I know that forcing the experience to happen only causes more problems...but what from reading this can you tell me. Am I doing something obvious wrong? Have I missed something in my reading? When I first came upon the astral information some 13 months ago and began to try to have an OBE, I actually got closer than I ever do now a few times. At one point I even felt the intense whole body vibrating and yet another time I heard a loud pop and "saw" myself in a stairwell, began to float off the ground, and awoke out of excitement. Since then...nothing! Again, any help would be greatly appreciated. Thanks. :cry:
~*~Namaste~*~

Jeff_Mash

Hey there.....

I'll just give you some quick feedback on your post.  

First of all, about your panic attacks, I don't have them personally, so I can't relate.  I CAN, however, see how people may be prone to them.  After all, when you read some people's accounts of their OBE experiences, they describe it as if they are literally pushing through the walls of hell in order to project.  Some describe horrible screaming, excutiating vibrations, etc.

I just don't want you (and others like you) to become fearful of something that doesn't have to be scary.  That's right, it doesn't have to be scary!

In fact, out of hundreds of OBE's that I've had, I can probably say that only a couple scared me when it was over.  And what did I do afterwards?  I asked myself, "What about that expereince frightened me, and how can I get over it?"

As an example, some of the scariest moments have been the very realistic feeling of flying at light speed, in the pitch black darkness, going in a downward direction.  It feels EXACTLY like you've just jumped off a 200 story building, and you're about to smack into the ground at any moment.

I have had a few of those moments, and it always scares me back to my physical body.  But then I tell myself, "The NEXT time this happens, I'm just going to GO WITH IT.  I will not let this scare me, because I know nothing can hurt me."

Sure enough, the next time it happened, I felt that fear and panic swell up within me, but I told myself to relax.  I faced that fear, and you know what?  Everything was OK!  I didn't slam into the floor like I feared.  I started to slow down, and eventually, I was gently placed on the ground where the blackness faded away, and I was able to walk around and explore a new environment!

So the only way to really get through this tough time is to TRUST YOURSELF and face these fears.  Nothing will happen to you.  

As a final thought, I will give you some advice which I have learned through personal experience, and it's helped me greatly.  

While reading your post, I notice you (like many others) spend a TON of time concentrating on the body: relaxing it, numbing it to the outside world, breathing exercises, etc.

I am not saying this is bad, but what I am saying is that too many people are spending a lot of time on preparing their physical bodies for a projection (which never has one), and meanwhile overlook the preparation of their MIND (which does have the experience).

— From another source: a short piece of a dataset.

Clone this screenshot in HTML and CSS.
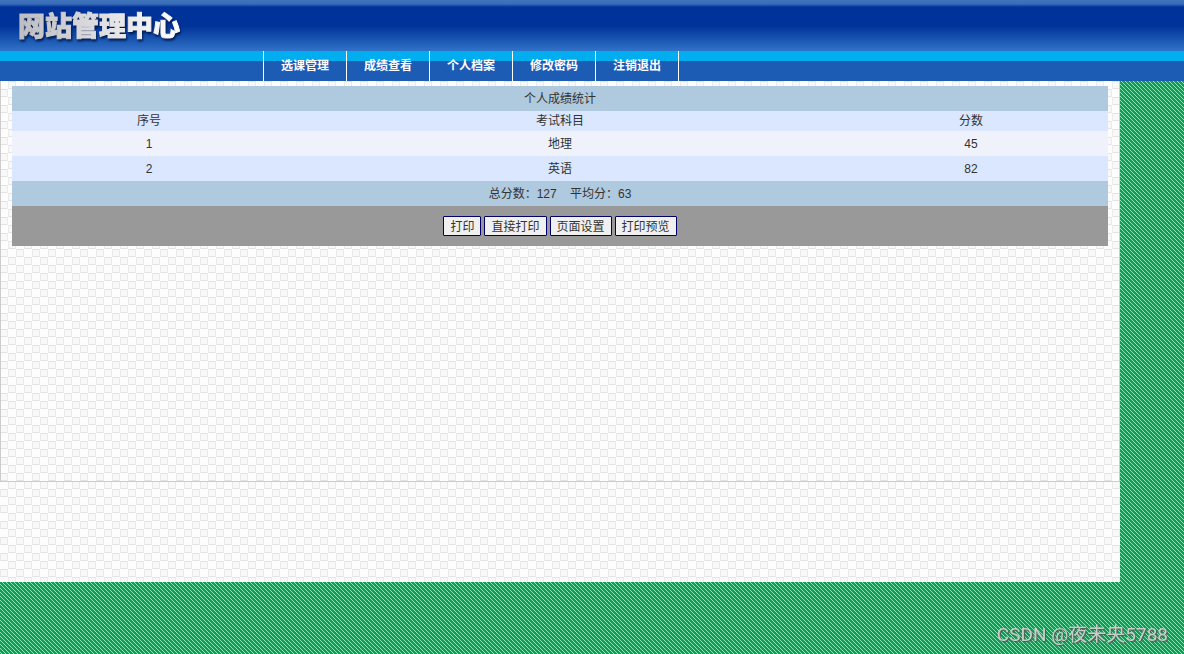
FILE: index.html
```html
<!DOCTYPE html>
<html lang="zh-CN">
<head>
    <meta charset="UTF-8">
    <meta name="viewport" content="width=device-width, initial-scale=1.0">
    <title>网站管理中心</title>
    <link rel="stylesheet" href="styles.css">
</head>
<body>
    <header class="header">
        <h1 class="logo">网站管理中心</h1>
    </header>
    <nav class="nav">
        <a class="nav-link" href="#">选课管理</a>
        <a class="nav-link" href="#">成绩查看</a>
        <a class="nav-link" href="#">个人档案</a>
        <a class="nav-link" href="#">修改密码</a>
        <a class="nav-link" href="#">注销退出</a>
    </nav>

    <main class="main">
        <div class="content">
            <table class="score">
                <colgroup>
                    <col class="col-side">
                    <col class="col-mid">
                    <col class="col-side">
                </colgroup>
                <thead>
                    <tr class="bar"><td colspan="3">个人成绩统计</td></tr>
                    <tr class="head">
                        <th>序号</th>
                        <th>考试科目</th>
                        <th>分数</th>
                    </tr>
                </thead>
                <tbody>
                    <tr class="odd"><td>1</td><td>地理</td><td>45</td></tr>
                    <tr class="even"><td>2</td><td>英语</td><td>82</td></tr>
                    <tr class="bar"><td colspan="3">总分数：127 &nbsp;&nbsp; 平均分：63</td></tr>
                    <tr class="tools">
                        <td colspan="3">
                            <div class="buttons">
                                <button class="btn" type="button">打印</button>
                                <button class="btn" type="button">直接打印</button>
                                <button class="btn" type="button">页面设置</button>
                                <button class="btn" type="button">打印预览</button>
                            </div>
                        </td>
                    </tr>
                </tbody>
            </table>
        </div>
    </main>

    <div class="watermark">CSDN @夜未央5788</div>
</body>
</html>
```

FILE: styles.css
```css
* {
    box-sizing: border-box;
}
body {
    margin: 0;
    min-height: 100vh;
    font-family: "Liberation Sans", Arial, "Noto Sans CJK SC", sans-serif;
    font-size: 12px;
    color: #333;
    background: #139c58 url("data:image/svg+xml,%3Csvg xmlns='http://www.w3.org/2000/svg' width='4' height='4' shape-rendering='crispEdges' fill='%238be3b3'%3E%3Crect width='1' height='1'/%3E%3Crect x='1' y='1' width='1' height='1'/%3E%3Crect x='2' y='2' width='1' height='1'/%3E%3Crect x='3' y='3' width='1' height='1'/%3E%3C/svg%3E");
}

/* header */
.header {
    display: flex;
    align-items: center;
    height: 51px;
    padding: 2px 18px 0;
    background: linear-gradient(#3f75bd 0, #3a6cb8 4px, #003399 7px, #003399 26px, #3073c8 100%);
}
.logo {
    margin: 0;
    font-size: 27px;
    line-height: 40px;
    font-weight: 900;
    color: transparent;
    background: linear-gradient(90deg, #bdbdc2, #fff);
    -webkit-background-clip: text;
    background-clip: text;
    -webkit-text-stroke: 1px transparent;
    filter: drop-shadow(1px 2px 1px #001a4d);
}
.nav {
    display: flex;
    height: 30px;
    padding-left: 263px;
    background: linear-gradient(#00aeef 10px, #1c5cb5 10px);
}
.nav-link {
    width: 83px;
    padding-top: 1px;
    border-left: 1px solid #fff;
    line-height: 29px;
    font-weight: bold;
    text-align: center;
    text-decoration: none;
    color: #fff;
}
.nav-link:last-child {
    width: 84px;
    border-right: 1px solid #fff;
}

/* content */
.main {
    min-height: 501px;
    margin-right: 64px;
    background: #fdfdfd url("data:image/svg+xml,%3Csvg xmlns='http://www.w3.org/2000/svg' width='16' height='16' shape-rendering='crispEdges'%3E%3Cg fill='%23f8f8f8'%3E%3Crect x='8' width='8' height='8'/%3E%3Crect y='8' width='8' height='8'/%3E%3C/g%3E%3Cpath d='M8 .5H16M0 8.5H8M8 7.5H16M0 15.5H8' stroke='%23e3e3e3'/%3E%3Cpath d='M8.5 0V8M.5 8V16M15.5 0V8M7.5 8V16' stroke='%23ebebeb'/%3E%3C/svg%3E");
}
.content {
    min-height: 401px;
    padding: 5px 11px;
    border: solid #ccc;
    border-width: 0 1px 1px;
}
.score {
    width: 100%;
    table-layout: fixed;
    border-collapse: collapse;
    text-align: center;
}
.col-side {
    width: 25%;
}
.col-mid {
    width: 50%;
}
.score td,
.score th {
    height: 25px;
    padding: 0;
    line-height: 18px;
    font-weight: normal;
}
.score .head th {
    height: 20px;
}
.score .tools td {
    height: 40px;
}
.bar {
    background: #afc9de;
}
.head,
.even {
    background: #dae7fe;
}
.odd {
    background: #f0f2fb;
}
.tools {
    background: #999;
}
.buttons {
    display: flex;
    justify-content: center;
    gap: 3px;
}
.btn {
    height: 20px;
    padding: 2px 6px 0;
    border: 1px solid #000066;
    border-radius: 1px;
    background: #f0f0f0;
    font-family: inherit;
    font-size: 12px;
    line-height: 16px;
    color: #333;
}

.watermark {
    position: fixed;
    right: 16px;
    bottom: 6px;
    font-family: Roboto, "Noto Sans CJK SC", sans-serif;
    font-size: 19px;
    line-height: 26px;
    color: #c8cfca;
    text-shadow: 1px 1px 1px #555;
}
```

You can read more about this point in detail at this post of mine over a year ago: http://www.astralpulse.com/forums/viewtopic.php?t=9955

Hope that helps!
Keep smiling,

Jeff Mash
http://www.mjmmagic.com

loveregardless

QuoteWhile reading your post, I notice you (like many others) spend a TON of time concentrating on the body: relaxing it, numbing it to the outside world, breathing exercises, etc.

This is very true. I'll check that link...I never really thought about it like that before. Thanks Jeff! Although I still don't know why I have them in the first place. I'm not afraid of anything happening to me, I'm really not, I just freak out like I have to out of my body NOW or I'll just...I dunno...combust or claw my eyes out or something. :oops: It's very strange and very hard to try to ignore and change your train of thought once it creeps in...I have to go to sleep after that or else I will wind up having a full blown attack. I should add I am rather prone to them, and anxiety in general even in my waking hours...sometimes when I lay in my bed trying to go to sleep at night I start to have one if say, my nose is stuffy or I feel like I'm going to just die in THIS body. So strange, I know.